ExtraTerrestre

Matteo Zuppi, l’anarcociclista capo dei vescovi

Tempo fa, nel 2019, mi capitò di scrivere su questo spazio una cosa per me inusuale, cioè una specie di applauso a un pretone, un cardinale, che reggeva la diocesi […]

Pubblicato più di 2 anni faEdizione del 26 maggio 2022

Tempo fa, nel 2019, mi capitò di scrivere su questo spazio una cosa per me inusuale, cioè una specie di applauso a un pretone, un cardinale, che reggeva la diocesi di Bologna: Matteo Zuppi, che definii «anarcomonsignore» perché fotografato mentre percorreva in bici e in senso inverso una vietta di Bologna. Quello che i motorizzati chiamano «contromano» e noi demotorizzati chiamiamo «senso unico tranne bici», che sia autorizzato o no.

Ora Zuppi è il capo dei vescovi italiani e siccome sono affezionato a questa figura umana sono andato a trovarlo nel baretto dove ogni tanto passa a rilassarsi a due passi dalla sua ex parrocchia trasteverina e dalla sede della comunità di S.Egidio. Il bar è il S.Calisto, a Roma un’istituzione popolare da decenni e una specie di succursale di S.Egidio quanto a diplomazia: è l’unico bar romano dove ci sono i simboli sia della Roma sia della Lazio, nessuno fa una piega e il cazzeggio calcistico resta nei limiti del rispetto. Trovi ai tavolini fuori appunto monsignori e gente di margine, i prezzi – bassi – sono identici al bancone e al tavolino, e in uno dei luoghi più spennaturisti di Roma.

A Trastevere in pausa pranzo vedo se trovo l’arciprete biciclettaro. C’è, saluto, mi siedo e vado al punto. «Ti volevo dire di questa cosa dell’anarcociclista, non è che te la sei presa?».

«Ma no, me l’hanno detto a Bologna e sai che c’è? Ho capito la tua disperazione». Come disperazione… «Sì, vedi io capisco che tu e quelli che si spostano in bici non sapete più che fare per mostrare la semplicità della bici, il suo essere mezzo innocuo in mezzo a questo casino», indica la piazzetta, formalmente pedonale ma come sempre accade a Roma la misura dell’Eternità è data dall’«attimino» del parcheggio di qualsiasi quattroruote. «E’ che – continua Zuppi – per esempio non si capisce che in mezzo a questo caos un’opportunità in più di tornare vivi a casa è quella di usare la vista frontale di cui ci ha dotato il Signore», qui qualche agitazione da parte mia che non sono creazionista, ma d’altronde Matteo sta gustando una granita e io accumulo birrette che lui rifiuta, stili diversi insomma. «Non sai quante volte mi sono raccomandato l’anima intorno al Vaticano.

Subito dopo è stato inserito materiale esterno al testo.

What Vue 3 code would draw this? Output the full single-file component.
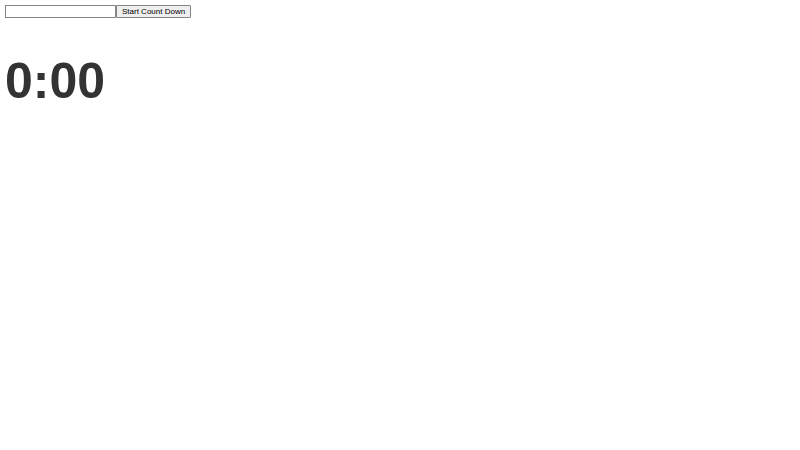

Bisogna avere pazienza, e costanza nella divulgazione».

Non mi azzardo a chiedergli un’omelia perché «da tanto non faccio il parroco», però magari un’indicazione alle diocesi sparse per l’Italia, visto che ora fa il capo dei vescovi… «Ci posso provare, ma capirai: anche i miei pensano che l’auto elettrica sia mobilità ecologica, non riesco a fargli capire che proprio il mezzo in sé, qualsiasi sia la motorizzazione, è un atto di egoismo nei confronti della società, ruba tempo e spazio a tutti per non parlare dello spreco di risorse e denaro, se ti mette sotto di certo le conseguenze non cambiano, insomma un disastro: ma ci posso provare, se dico a te pazienza e costanza io per primo le devo mettere in atto». Naturalmente questo dialogo è immaginario, e la parte sulla disperazione l’ho presa dal mio sentire. Ma sono piuttosto certo che Zuppi, a sollecitarlo su questi argomenti, direbbe esattamente quello che ho disperatamente immaginato.